GIVEN DATA.

━━━━━━━━━━

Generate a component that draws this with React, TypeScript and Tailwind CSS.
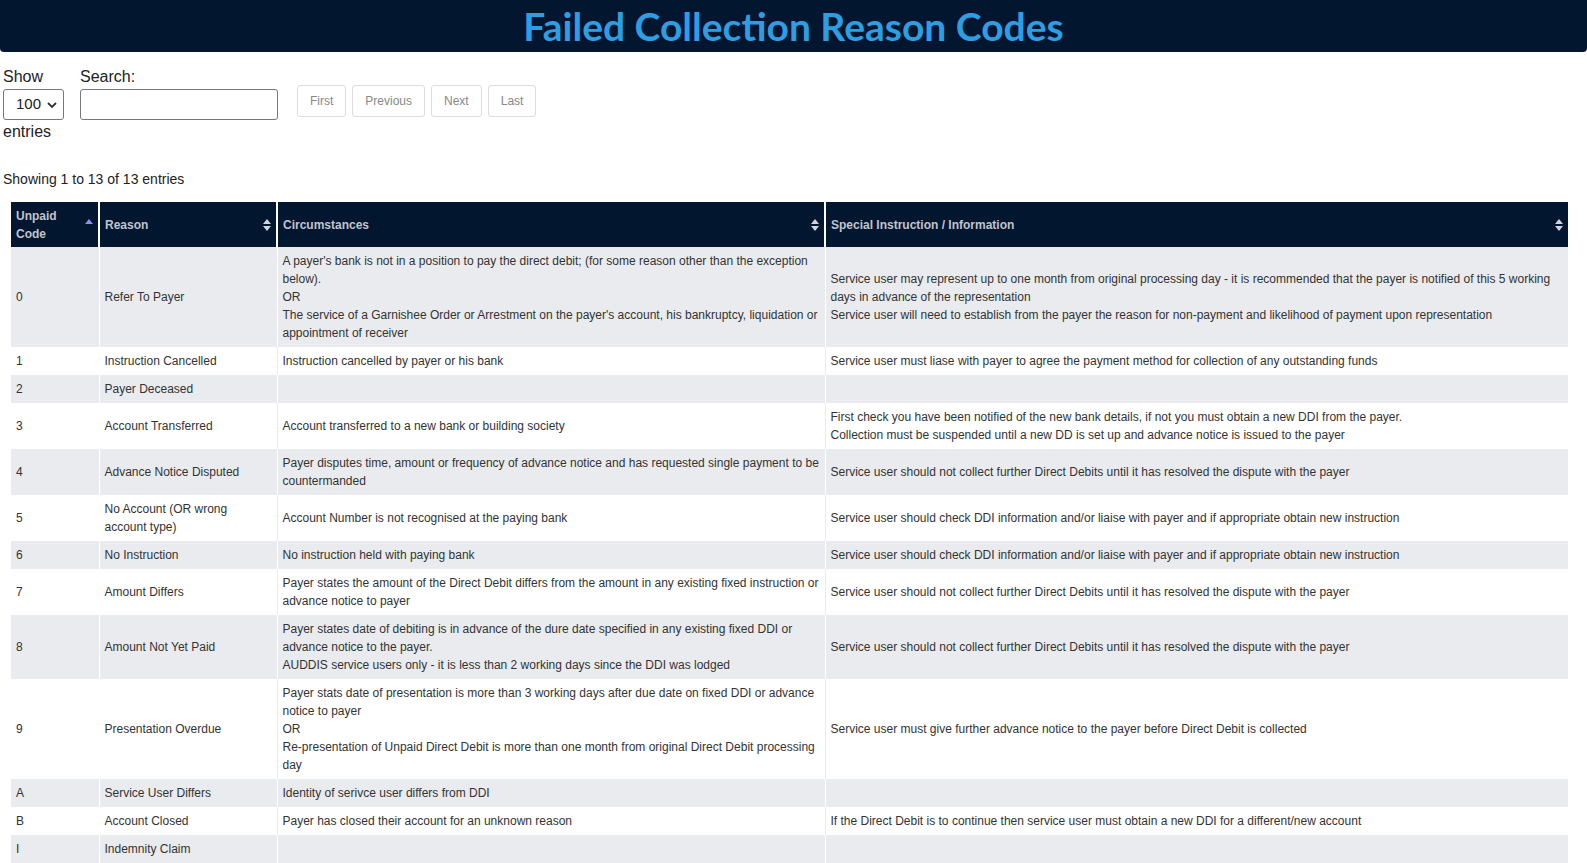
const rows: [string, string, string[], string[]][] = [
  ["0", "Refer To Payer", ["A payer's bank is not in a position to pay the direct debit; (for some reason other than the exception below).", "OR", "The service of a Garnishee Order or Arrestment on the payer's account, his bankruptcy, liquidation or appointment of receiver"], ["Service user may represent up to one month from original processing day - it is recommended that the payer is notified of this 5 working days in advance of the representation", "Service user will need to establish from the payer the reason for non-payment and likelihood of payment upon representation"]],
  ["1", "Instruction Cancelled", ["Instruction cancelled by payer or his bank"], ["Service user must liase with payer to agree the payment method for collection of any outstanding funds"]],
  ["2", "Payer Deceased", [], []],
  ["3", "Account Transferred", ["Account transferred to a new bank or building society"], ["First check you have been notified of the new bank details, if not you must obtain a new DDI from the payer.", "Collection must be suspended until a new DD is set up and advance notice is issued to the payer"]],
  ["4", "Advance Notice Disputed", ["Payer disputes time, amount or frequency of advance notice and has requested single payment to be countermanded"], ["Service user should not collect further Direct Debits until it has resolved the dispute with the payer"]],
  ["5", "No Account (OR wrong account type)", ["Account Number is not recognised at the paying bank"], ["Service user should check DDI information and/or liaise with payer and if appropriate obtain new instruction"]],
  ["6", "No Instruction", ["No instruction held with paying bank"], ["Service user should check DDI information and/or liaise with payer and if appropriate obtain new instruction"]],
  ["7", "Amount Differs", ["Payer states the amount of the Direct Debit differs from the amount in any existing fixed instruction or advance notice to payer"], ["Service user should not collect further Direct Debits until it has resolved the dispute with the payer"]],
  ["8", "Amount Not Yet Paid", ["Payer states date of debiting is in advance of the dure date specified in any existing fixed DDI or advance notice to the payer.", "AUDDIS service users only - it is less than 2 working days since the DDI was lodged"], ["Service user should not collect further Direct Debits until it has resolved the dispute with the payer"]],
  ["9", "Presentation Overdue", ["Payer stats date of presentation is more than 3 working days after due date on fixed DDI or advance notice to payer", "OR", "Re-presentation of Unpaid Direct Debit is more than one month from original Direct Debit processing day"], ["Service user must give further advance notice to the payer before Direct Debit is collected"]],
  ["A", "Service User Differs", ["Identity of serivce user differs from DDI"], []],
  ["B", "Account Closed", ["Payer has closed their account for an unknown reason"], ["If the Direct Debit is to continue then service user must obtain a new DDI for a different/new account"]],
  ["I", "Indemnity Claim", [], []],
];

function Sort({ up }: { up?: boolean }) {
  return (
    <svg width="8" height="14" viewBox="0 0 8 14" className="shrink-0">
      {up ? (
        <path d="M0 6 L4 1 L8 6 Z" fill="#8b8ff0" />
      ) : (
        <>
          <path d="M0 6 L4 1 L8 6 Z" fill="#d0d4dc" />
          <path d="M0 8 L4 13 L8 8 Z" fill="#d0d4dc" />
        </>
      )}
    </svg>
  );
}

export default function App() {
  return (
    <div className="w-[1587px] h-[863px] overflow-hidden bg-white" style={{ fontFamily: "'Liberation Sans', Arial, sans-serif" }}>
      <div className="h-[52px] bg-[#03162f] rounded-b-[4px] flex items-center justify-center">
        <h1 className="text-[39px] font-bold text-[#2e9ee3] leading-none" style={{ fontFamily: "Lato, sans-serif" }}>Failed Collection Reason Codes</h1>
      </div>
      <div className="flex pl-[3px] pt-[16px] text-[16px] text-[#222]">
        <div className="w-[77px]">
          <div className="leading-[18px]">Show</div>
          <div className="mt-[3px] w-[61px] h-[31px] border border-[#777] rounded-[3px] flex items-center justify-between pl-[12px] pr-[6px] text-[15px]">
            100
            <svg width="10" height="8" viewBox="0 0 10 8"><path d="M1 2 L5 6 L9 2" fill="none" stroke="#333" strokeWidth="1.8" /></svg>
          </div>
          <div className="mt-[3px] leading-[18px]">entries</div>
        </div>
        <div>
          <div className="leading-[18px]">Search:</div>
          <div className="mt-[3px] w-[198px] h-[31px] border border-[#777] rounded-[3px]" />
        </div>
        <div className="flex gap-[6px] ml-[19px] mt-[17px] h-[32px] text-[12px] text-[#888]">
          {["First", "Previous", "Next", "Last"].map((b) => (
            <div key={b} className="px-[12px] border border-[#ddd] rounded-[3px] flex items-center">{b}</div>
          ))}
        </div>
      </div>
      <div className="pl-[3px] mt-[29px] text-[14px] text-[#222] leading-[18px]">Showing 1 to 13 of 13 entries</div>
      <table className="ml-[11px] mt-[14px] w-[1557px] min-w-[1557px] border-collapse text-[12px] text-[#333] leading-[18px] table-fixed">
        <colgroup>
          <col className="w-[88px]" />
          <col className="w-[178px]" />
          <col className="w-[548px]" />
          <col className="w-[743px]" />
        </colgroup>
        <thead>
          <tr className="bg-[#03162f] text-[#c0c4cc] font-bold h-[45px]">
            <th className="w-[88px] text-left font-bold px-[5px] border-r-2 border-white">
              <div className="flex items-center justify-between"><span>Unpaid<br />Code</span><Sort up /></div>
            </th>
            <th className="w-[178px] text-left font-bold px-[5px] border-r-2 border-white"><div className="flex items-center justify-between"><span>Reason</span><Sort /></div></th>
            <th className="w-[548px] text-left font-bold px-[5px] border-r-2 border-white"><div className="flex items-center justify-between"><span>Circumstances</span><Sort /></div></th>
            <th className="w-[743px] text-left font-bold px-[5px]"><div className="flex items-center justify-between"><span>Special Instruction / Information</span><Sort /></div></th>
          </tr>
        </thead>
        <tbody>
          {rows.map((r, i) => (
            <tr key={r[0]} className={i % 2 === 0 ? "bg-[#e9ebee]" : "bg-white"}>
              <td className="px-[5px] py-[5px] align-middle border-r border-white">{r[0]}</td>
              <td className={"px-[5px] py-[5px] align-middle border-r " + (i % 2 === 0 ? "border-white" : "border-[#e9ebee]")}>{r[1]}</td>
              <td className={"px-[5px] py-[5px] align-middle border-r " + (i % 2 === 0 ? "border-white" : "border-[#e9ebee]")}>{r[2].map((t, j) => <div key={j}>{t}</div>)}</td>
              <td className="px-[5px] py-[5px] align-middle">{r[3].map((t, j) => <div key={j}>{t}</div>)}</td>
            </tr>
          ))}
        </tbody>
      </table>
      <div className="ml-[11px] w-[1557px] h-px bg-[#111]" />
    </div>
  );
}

━━━━━━━━━━

DIRECTION. From the listing, extract all text exactly as given and drop any picture.

SOLUTION.
Generate a component that draws this with React, TypeScript and Tailwind CSS.
const rows: [string, string, string[], string[]][] = [
  ["0", "Refer To Payer", ["A payer's bank is not in a position to pay the direct debit; (for some reason other than the exception below).", "OR", "The service of a Garnishee Order or Arrestment on the payer's account, his bankruptcy, liquidation or appointment of receiver"], ["Service user may represent up to one month from original processing day - it is recommended that the payer is notified of this 5 working days in advance of the representation", "Service user will need to establish from the payer the reason for non-payment and likelihood of payment upon representation"]],
  ["1", "Instruction Cancelled", ["Instruction cancelled by payer or his bank"], ["Service user must liase with payer to agree the payment method for collection of any outstanding funds"]],
  ["2", "Payer Deceased", [], []],
  ["3", "Account Transferred", ["Account transferred to a new bank or building society"], ["First check you have been notified of the new bank details, if not you must obtain a new DDI from the payer.", "Collection must be suspended until a new DD is set up and advance notice is issued to the payer"]],
  ["4", "Advance Notice Disputed", ["Payer disputes time, amount or frequency of advance notice and has requested single payment to be countermanded"], ["Service user should not collect further Direct Debits until it has resolved the dispute with the payer"]],
  ["5", "No Account (OR wrong account type)", ["Account Number is not recognised at the paying bank"], ["Service user should check DDI information and/or liaise with payer and if appropriate obtain new instruction"]],
  ["6", "No Instruction", ["No instruction held with paying bank"], ["Service user should check DDI information and/or liaise with payer and if appropriate obtain new instruction"]],
  ["7", "Amount Differs", ["Payer states the amount of the Direct Debit differs from the amount in any existing fixed instruction or advance notice to payer"], ["Service user should not collect further Direct Debits until it has resolved the dispute with the payer"]],
  ["8", "Amount Not Yet Paid", ["Payer states date of debiting is in advance of the dure date specified in any existing fixed DDI or advance notice to the payer.", "AUDDIS service users only - it is less than 2 working days since the DDI was lodged"], ["Service user should not collect further Direct Debits until it has resolved the dispute with the payer"]],
  ["9", "Presentation Overdue", ["Payer stats date of presentation is more than 3 working days after due date on fixed DDI or advance notice to payer", "OR", "Re-presentation of Unpaid Direct Debit is more than one month from original Direct Debit processing day"], ["Service user must give further advance notice to the payer before Direct Debit is collected"]],
  ["A", "Service User Differs", ["Identity of serivce user differs from DDI"], []],
  ["B", "Account Closed", ["Payer has closed their account for an unknown reason"], ["If the Direct Debit is to continue then service user must obtain a new DDI for a different/new account"]],
  ["I", "Indemnity Claim", [], []],
];

function Sort({ up }: { up?: boolean }) {
  return (
    <svg width="8" height="14" viewBox="0 0 8 14" className="shrink-0">
      {up ? (
        <path d="M0 6 L4 1 L8 6 Z" fill="#8b8ff0" />
      ) : (
        <>
          <path d="M0 6 L4 1 L8 6 Z" fill="#d0d4dc" />
          <path d="M0 8 L4 13 L8 8 Z" fill="#d0d4dc" />
        </>
      )}
    </svg>
  );
}

export default function App() {
  return (
    <div className="w-[1587px] h-[863px] overflow-hidden bg-white" style={{ fontFamily: "'Liberation Sans', Arial, sans-serif" }}>
      <div className="h-[52px] bg-[#03162f] rounded-b-[4px] flex items-center justify-center">
        <h1 className="text-[39px] font-bold text-[#2e9ee3] leading-none" style={{ fontFamily: "Lato, sans-serif" }}>Failed Collection Reason Codes</h1>
      </div>
      <div className="flex pl-[3px] pt-[16px] text-[16px] text-[#222]">
        <div className="w-[77px]">
          <div className="leading-[18px]">Show</div>
          <div className="mt-[3px] w-[61px] h-[31px] border border-[#777] rounded-[3px] flex items-center justify-between pl-[12px] pr-[6px] text-[15px]">
            100
            <svg width="10" height="8" viewBox="0 0 10 8"><path d="M1 2 L5 6 L9 2" fill="none" stroke="#333" strokeWidth="1.8" /></svg>
          </div>
          <div className="mt-[3px] leading-[18px]">entries</div>
        </div>
        <div>
          <div className="leading-[18px]">Search:</div>
          <div className="mt-[3px] w-[198px] h-[31px] border border-[#777] rounded-[3px]" />
        </div>
        <div className="flex gap-[6px] ml-[19px] mt-[17px] h-[32px] text-[12px] text-[#888]">
          {["First", "Previous", "Next", "Last"].map((b) => (
            <div key={b} className="px-[12px] border border-[#ddd] rounded-[3px] flex items-center">{b}</div>
          ))}
        </div>
      </div>
      <div className="pl-[3px] mt-[29px] text-[14px] text-[#222] leading-[18px]">Showing 1 to 13 of 13 entries</div>
      <table className="ml-[11px] mt-[14px] w-[1557px] min-w-[1557px] border-collapse text-[12px] text-[#333] leading-[18px] table-fixed">
        <colgroup>
          <col className="w-[88px]" />
          <col className="w-[178px]" />
          <col className="w-[548px]" />
          <col className="w-[743px]" />
        </colgroup>
        <thead>
          <tr className="bg-[#03162f] text-[#c0c4cc] font-bold h-[45px]">
            <th className="w-[88px] text-left font-bold px-[5px] border-r-2 border-white">
              <div className="flex items-center justify-between"><span>Unpaid<br />Code</span><Sort up /></div>
            </th>
            <th className="w-[178px] text-left font-bold px-[5px] border-r-2 border-white"><div className="flex items-center justify-between"><span>Reason</span><Sort /></div></th>
            <th className="w-[548px] text-left font-bold px-[5px] border-r-2 border-white"><div className="flex items-center justify-between"><span>Circumstances</span><Sort /></div></th>
            <th className="w-[743px] text-left font-bold px-[5px]"><div className="flex items-center justify-between"><span>Special Instruction / Information</span><Sort /></div></th>
          </tr>
        </thead>
        <tbody>
          {rows.map((r, i) => (
            <tr key={r[0]} className={i % 2 === 0 ? "bg-[#e9ebee]" : "bg-white"}>
              <td className="px-[5px] py-[5px] align-middle border-r border-white">{r[0]}</td>
              <td className={"px-[5px] py-[5px] align-middle border-r " + (i % 2 === 0 ? "border-white" : "border-[#e9ebee]")}>{r[1]}</td>
              <td className={"px-[5px] py-[5px] align-middle border-r " + (i % 2 === 0 ? "border-white" : "border-[#e9ebee]")}>{r[2].map((t, j) => <div key={j}>{t}</div>)}</td>
              <td className="px-[5px] py-[5px] align-middle">{r[3].map((t, j) => <div key={j}>{t}</div>)}</td>
            </tr>
          ))}
        </tbody>
      </table>
      <div className="ml-[11px] w-[1557px] h-px bg-[#111]" />
    </div>
  );
}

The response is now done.